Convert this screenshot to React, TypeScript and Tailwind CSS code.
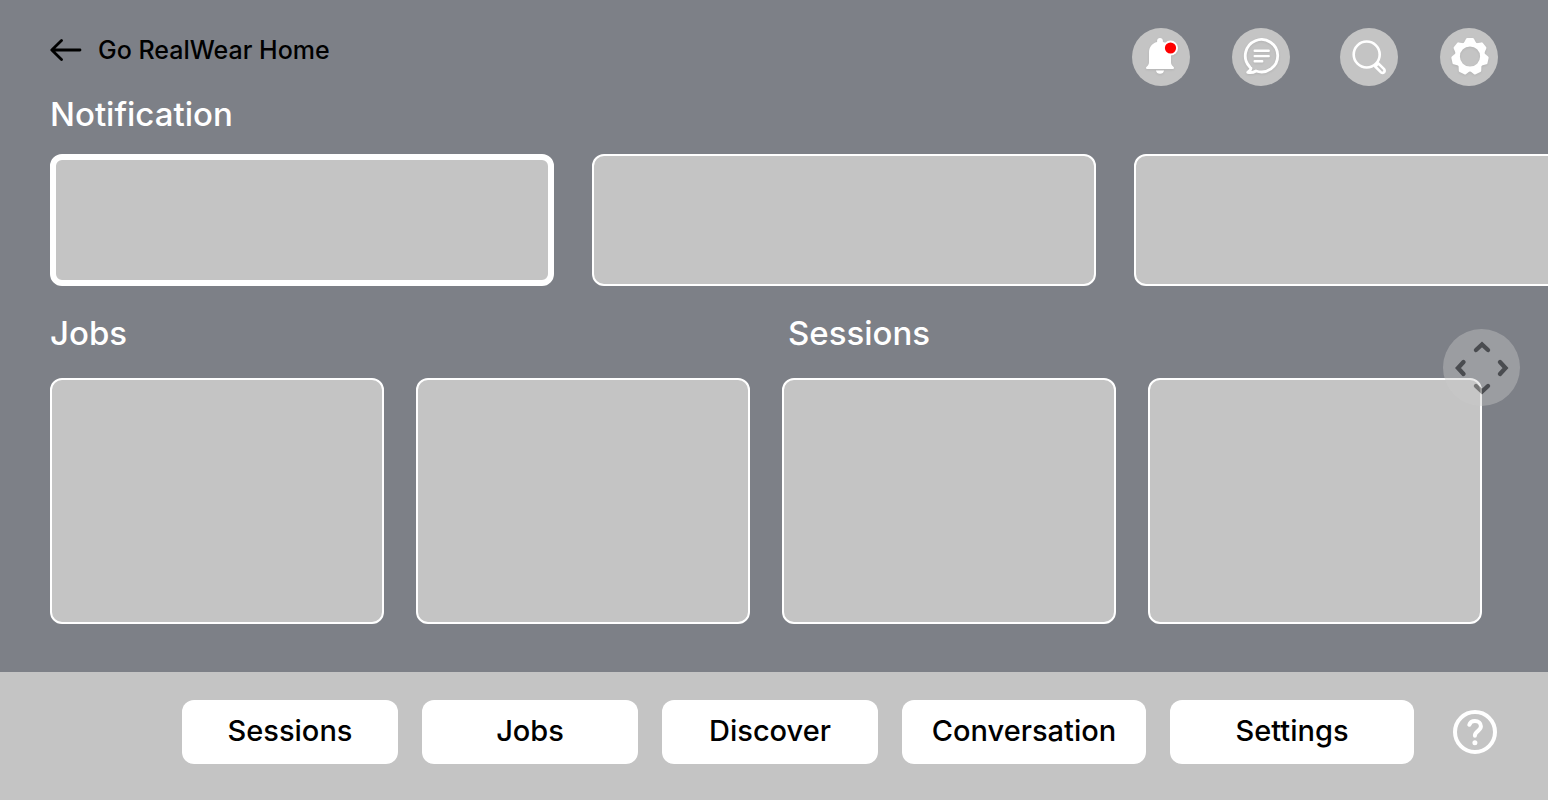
import React from "react";

const HEADING = "text-[33px] leading-10 font-medium text-white";
const ROUND_BUTTON =
  "w-[58px] h-[58px] rounded-full bg-[#c4c4c4] cursor-pointer shrink-0";
const ICON_SHADOW = "drop-shadow-[0_1px_1px_rgba(0,0,0,0.08)]";

const menu = [
  { label: "Sessions", className: "w-[216px]" },
  { label: "Jobs", className: "w-[216px]" },
  { label: "Discover", className: "w-[216px]" },
  { label: "Conversation", className: "w-[244px]" },
  { label: "Settings", className: "w-[244px]" },
];

function BackArrow() {
  return (
    <svg
      width="32"
      height="24"
      viewBox="0 0 32 24"
      fill="none"
      stroke="black"
      strokeWidth="2.8"
      strokeLinecap="round"
      strokeLinejoin="round"
      aria-hidden="true"
    >
      <path d="M30 12H2M11.5 2.5L1.8 12l9.7 9.5" />
    </svg>
  );
}

function BellIcon() {
  return (
    <svg
      width="58"
      height="58"
      viewBox="0 0 58 58"
      className={ICON_SHADOW}
      aria-hidden="true"
    >
      <g fill="white">
        <path d="M28 10c-1.7 0-2.9 1.200-2.900 2.800v1.200C20 15.300 17 19.300 17 24.500v9c0 1.700-.2 2.900-1.100 3.900l-1.500 1.700c-.9 1.200-.4 1.900.9 1.900h25.400c1.300 0 1.800-.7.900-1.900l-1.500-1.700c-.9-1-1.100-2.200-1.100-3.900v-9c0-5.200-3-9.200-8.100-10.500v-1.200c0-1.600-1.200-2.800-2.900-2.800z" />
        <path d="M24 42.500h8c-.2 2-1.800 3.300-4 3.300s-3.800-1.300-4-3.300z" />
      </g>
      <circle cx="38.5" cy="20" r="7.500" fill="white" />
      <circle cx="38.5" cy="20" r="5.600" fill="#ff0000" />
    </svg>
  );
}

function ChatIcon() {
  return (
    <svg
      width="58"
      height="58"
      viewBox="0 0 58 58"
      fill="none"
      stroke="white"
      strokeWidth="2.8"
      strokeLinecap="round"
      strokeLinejoin="round"
      className={ICON_SHADOW}
      aria-hidden="true"
    >
      <path d="M17.600 38.700A16.200 16.200 0 1 1 24 42.950c-2.600 1.600-5.400 2-8.300 1.400 1.900-1 3-2.400 3.300-4.300" />
      <path d="M22.700 22.700h14M22.700 28.100h14M22.700 33.300h7.500" strokeWidth="2.400" />
    </svg>
  );
}

function SearchIcon() {
  return (
    <svg
      width="58"
      height="58"
      viewBox="0 0 58 58"
      fill="none"
      stroke="white"
      strokeWidth="2.6"
      strokeLinejoin="round"
      aria-hidden="true"
    >
      <circle cx="26.700" cy="26.500" r="13" />
      <path d="M35.200 38.500l5.600 5.700c2.600 1.800 4.800-.6 3.300-3l-5.800-5.800z" />
    </svg>
  );
}

function GearIcon() {
  return (
    <svg
      width="58"
      height="58"
      viewBox="0 0 58 58"
      className={ICON_SHADOW}
      aria-hidden="true"
    >
      <g transform="translate(30 28.5)">
        <circle r="12.500" fill="none" stroke="white" strokeWidth="4.800" />
        {[0, 1, 2, 3, 4, 5, 6].map((tooth) => (
          <path
            key={tooth}
            d="M-4.800-12.800L-2.600-17H2.600L4.800-12.800z"
            fill="white"
            stroke="white"
            strokeWidth="3"
            strokeLinejoin="round"
            transform={`rotate(${(tooth * 360) / 7})`}
          />
        ))}
      </g>
    </svg>
  );
}

function MovePad() {
  return (
    <svg width="77" height="77" viewBox="0 0 77 77" aria-hidden="true">
      <circle cx="38.5" cy="38.5" r="38.5" fill="#cacaca" />
      <g
        fill="none"
        stroke="black"
        strokeWidth="4.400"
        strokeLinecap="round"
        strokeLinejoin="miter"
      >
        <path d="M33 21l6-5.500 6 5.500" />
        <path d="M33 57l6 5.500 6-5.500" />
        <path d="M20.500 33l-5.500 6 5.500 6" />
        <path d="M57 33l5.500 6-5.500 6" />
      </g>
    </svg>
  );
}

function HelpIcon() {
  return (
    <svg
      width="44"
      height="44"
      viewBox="0 0 44 44"
      fill="none"
      stroke="white"
      strokeWidth="4"
      strokeLinecap="round"
      strokeLinejoin="round"
      aria-hidden="true"
    >
      <circle cx="22" cy="22" r="20" />
      <path d="M16.300 14.800c.8-2.600 3-3.900 5.600-3.900 3.500 0 6 2.200 6 5.400 0 4.700-6 5-6 9.400" />
      <circle cx="21.900" cy="32.800" r="2.500" fill="white" stroke="none" />
    </svg>
  );
}

function Card() {
  return (
    <div className="h-[246px] rounded-xl border-2 border-white bg-[#c4c4c4]" />
  );
}

function App() {
  return (
    <div className="min-h-screen flex flex-col overflow-hidden bg-[#7d8087] font-['Inter',sans-serif]">
      <header className="flex items-start justify-between px-[50px] pt-7">
        <a href="#" className="flex items-center gap-4 h-11">
          <BackArrow />
          <span className="text-[25px] leading-8 font-medium text-black">
            Go RealWear Home
          </span>
        </a>
        <div className="flex gap-[50px]">
          <div className="flex gap-[42px]">
            <button aria-label="Notifications" className={ROUND_BUTTON}>
              <BellIcon />
            </button>
            <button aria-label="Messages" className={ROUND_BUTTON}>
              <ChatIcon />
            </button>
          </div>
          <div className="flex gap-[42px]">
            <button aria-label="Search" className={ROUND_BUTTON}>
              <SearchIcon />
            </button>
            <button aria-label="Preferences" className={ROUND_BUTTON}>
              <GearIcon />
            </button>
          </div>
        </div>
      </header>

      <main className="grow pb-12">
        <section className="pl-[50px] pt-2">
          <h2 className={HEADING}>Notification</h2>
          <div className="flex gap-[38px] mt-5 overflow-hidden">
            <div className="w-[504px] h-[132px] shrink-0 rounded-xl border-6 border-white bg-[#c4c4c4]" />
            <div className="w-[504px] h-[132px] shrink-0 rounded-xl border-2 border-white bg-[#c4c4c4]" />
            <div className="w-[504px] h-[132px] shrink-0 rounded-xl border-2 border-white bg-[#c4c4c4]" />
          </div>
        </section>

        <div className="relative grid grid-cols-2 gap-8 pl-[50px] pr-[66px] mt-[27px]">
          <section>
            <h2 className={HEADING}>Jobs</h2>
            <div className="grid grid-cols-2 gap-8 mt-[25px]">
              <Card />
              <Card />
            </div>
          </section>
          <section>
            <h2 className={`${HEADING} pl-1.5`}>Sessions</h2>
            <div className="grid grid-cols-2 gap-8 mt-[25px]">
              <Card />
              <Card />
            </div>
          </section>
          <button
            aria-label="Move"
            className="absolute right-7 top-4 rounded-full opacity-40 cursor-pointer"
          >
            <MovePad />
          </button>
        </div>
      </main>

      <footer className="flex items-center justify-end gap-[39px] pt-7 pb-9 pr-[51px] bg-[#c4c4c4]">
        <nav className="flex gap-6">
          {menu.map((item) => (
            <button
              key={item.label}
              className={`${item.className} h-16 pb-0.5 rounded-xl bg-white text-[29px] leading-10 font-medium text-black cursor-pointer`}
            >
              {item.label}
            </button>
          ))}
        </nav>
        <button aria-label="Help" className="rounded-full cursor-pointer">
          <HelpIcon />
        </button>
      </footer>
    </div>
  );
}

export default App;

******

Exercise details >> Your task is to repeat the data above exactly while excluding the pictures.

Correct output >>
Convert this screenshot to React, TypeScript and Tailwind CSS code.
import React from "react";

const HEADING = "text-[33px] leading-10 font-medium text-white";
const ROUND_BUTTON =
  "w-[58px] h-[58px] rounded-full bg-[#c4c4c4] cursor-pointer shrink-0";
const ICON_SHADOW = "drop-shadow-[0_1px_1px_rgba(0,0,0,0.08)]";

const menu = [
  { label: "Sessions", className: "w-[216px]" },
  { label: "Jobs", className: "w-[216px]" },
  { label: "Discover", className: "w-[216px]" },
  { label: "Conversation", className: "w-[244px]" },
  { label: "Settings", className: "w-[244px]" },
];

function BackArrow() {
  return (
    <svg
      width="32"
      height="24"
      viewBox="0 0 32 24"
      fill="none"
      stroke="black"
      strokeWidth="2.8"
      strokeLinecap="round"
      strokeLinejoin="round"
      aria-hidden="true"
    >
      <path d="M30 12H2M11.5 2.5L1.8 12l9.7 9.5" />
    </svg>
  );
}

function BellIcon() {
  return (
    <svg
      width="58"
      height="58"
      viewBox="0 0 58 58"
      className={ICON_SHADOW}
      aria-hidden="true"
    >
      <g fill="white">
        <path d="M28 10c-1.7 0-2.9 1.200-2.900 2.800v1.200C20 15.300 17 19.300 17 24.500v9c0 1.700-.2 2.900-1.100 3.900l-1.500 1.700c-.9 1.200-.4 1.900.9 1.900h25.400c1.300 0 1.800-.7.900-1.900l-1.500-1.700c-.9-1-1.100-2.200-1.100-3.900v-9c0-5.200-3-9.200-8.100-10.500v-1.200c0-1.600-1.200-2.800-2.900-2.800z" />
        <path d="M24 42.500h8c-.2 2-1.800 3.300-4 3.300s-3.800-1.300-4-3.300z" />
      </g>
      <circle cx="38.5" cy="20" r="7.500" fill="white" />
      <circle cx="38.5" cy="20" r="5.600" fill="#ff0000" />
    </svg>
  );
}

function ChatIcon() {
  return (
    <svg
      width="58"
      height="58"
      viewBox="0 0 58 58"
      fill="none"
      stroke="white"
      strokeWidth="2.8"
      strokeLinecap="round"
      strokeLinejoin="round"
      className={ICON_SHADOW}
      aria-hidden="true"
    >
      <path d="M17.600 38.700A16.200 16.200 0 1 1 24 42.950c-2.600 1.600-5.400 2-8.300 1.400 1.900-1 3-2.400 3.300-4.300" />
      <path d="M22.700 22.700h14M22.700 28.100h14M22.700 33.300h7.500" strokeWidth="2.400" />
    </svg>
  );
}

function SearchIcon() {
  return (
    <svg
      width="58"
      height="58"
      viewBox="0 0 58 58"
      fill="none"
      stroke="white"
      strokeWidth="2.6"
      strokeLinejoin="round"
      aria-hidden="true"
    >
      <circle cx="26.700" cy="26.500" r="13" />
      <path d="M35.200 38.500l5.600 5.700c2.600 1.800 4.800-.6 3.300-3l-5.800-5.800z" />
    </svg>
  );
}

function GearIcon() {
  return (
    <svg
      width="58"
      height="58"
      viewBox="0 0 58 58"
      className={ICON_SHADOW}
      aria-hidden="true"
    >
      <g transform="translate(30 28.5)">
        <circle r="12.500" fill="none" stroke="white" strokeWidth="4.800" />
        {[0, 1, 2, 3, 4, 5, 6].map((tooth) => (
          <path
            key={tooth}
            d="M-4.800-12.800L-2.600-17H2.600L4.800-12.800z"
            fill="white"
            stroke="white"
            strokeWidth="3"
            strokeLinejoin="round"
            transform={`rotate(${(tooth * 360) / 7})`}
          />
        ))}
      </g>
    </svg>
  );
}

function MovePad() {
  return (
    <svg width="77" height="77" viewBox="0 0 77 77" aria-hidden="true">
      <circle cx="38.5" cy="38.5" r="38.5" fill="#cacaca" />
      <g
        fill="none"
        stroke="black"
        strokeWidth="4.400"
        strokeLinecap="round"
        strokeLinejoin="miter"
      >
        <path d="M33 21l6-5.500 6 5.500" />
        <path d="M33 57l6 5.500 6-5.500" />
        <path d="M20.500 33l-5.500 6 5.500 6" />
        <path d="M57 33l5.500 6-5.500 6" />
      </g>
    </svg>
  );
}

function HelpIcon() {
  return (
    <svg
      width="44"
      height="44"
      viewBox="0 0 44 44"
      fill="none"
      stroke="white"
      strokeWidth="4"
      strokeLinecap="round"
      strokeLinejoin="round"
      aria-hidden="true"
    >
      <circle cx="22" cy="22" r="20" />
      <path d="M16.300 14.800c.8-2.600 3-3.900 5.600-3.900 3.500 0 6 2.200 6 5.400 0 4.700-6 5-6 9.400" />
      <circle cx="21.900" cy="32.800" r="2.500" fill="white" stroke="none" />
    </svg>
  );
}

function Card() {
  return (
    <div className="h-[246px] rounded-xl border-2 border-white bg-[#c4c4c4]" />
  );
}

function App() {
  return (
    <div className="min-h-screen flex flex-col overflow-hidden bg-[#7d8087] font-['Inter',sans-serif]">
      <header className="flex items-start justify-between px-[50px] pt-7">
        <a href="#" className="flex items-center gap-4 h-11">
          <BackArrow />
          <span className="text-[25px] leading-8 font-medium text-black">
            Go RealWear Home
          </span>
        </a>
        <div className="flex gap-[50px]">
          <div className="flex gap-[42px]">
            <button aria-label="Notifications" className={ROUND_BUTTON}>
              <BellIcon />
            </button>
            <button aria-label="Messages" className={ROUND_BUTTON}>
              <ChatIcon />
            </button>
          </div>
          <div className="flex gap-[42px]">
            <button aria-label="Search" className={ROUND_BUTTON}>
              <SearchIcon />
            </button>
            <button aria-label="Preferences" className={ROUND_BUTTON}>
              <GearIcon />
            </button>
          </div>
        </div>
      </header>

      <main className="grow pb-12">
        <section className="pl-[50px] pt-2">
          <h2 className={HEADING}>Notification</h2>
          <div className="flex gap-[38px] mt-5 overflow-hidden">
            <div className="w-[504px] h-[132px] shrink-0 rounded-xl border-6 border-white bg-[#c4c4c4]" />
            <div className="w-[504px] h-[132px] shrink-0 rounded-xl border-2 border-white bg-[#c4c4c4]" />
            <div className="w-[504px] h-[132px] shrink-0 rounded-xl border-2 border-white bg-[#c4c4c4]" />
          </div>
        </section>

        <div className="relative grid grid-cols-2 gap-8 pl-[50px] pr-[66px] mt-[27px]">
          <section>
            <h2 className={HEADING}>Jobs</h2>
            <div className="grid grid-cols-2 gap-8 mt-[25px]">
              <Card />
              <Card />
            </div>
          </section>
          <section>
            <h2 className={`${HEADING} pl-1.5`}>Sessions</h2>
            <div className="grid grid-cols-2 gap-8 mt-[25px]">
              <Card />
              <Card />
            </div>
          </section>
          <button
            aria-label="Move"
            className="absolute right-7 top-4 rounded-full opacity-40 cursor-pointer"
          >
            <MovePad />
          </button>
        </div>
      </main>

      <footer className="flex items-center justify-end gap-[39px] pt-7 pb-9 pr-[51px] bg-[#c4c4c4]">
        <nav className="flex gap-6">
          {menu.map((item) => (
            <button
              key={item.label}
              className={`${item.className} h-16 pb-0.5 rounded-xl bg-white text-[29px] leading-10 font-medium text-black cursor-pointer`}
            >
              {item.label}
            </button>
          ))}
        </nav>
        <button aria-label="Help" className="rounded-full cursor-pointer">
          <HelpIcon />
        </button>
      </footer>
    </div>
  );
}

export default App;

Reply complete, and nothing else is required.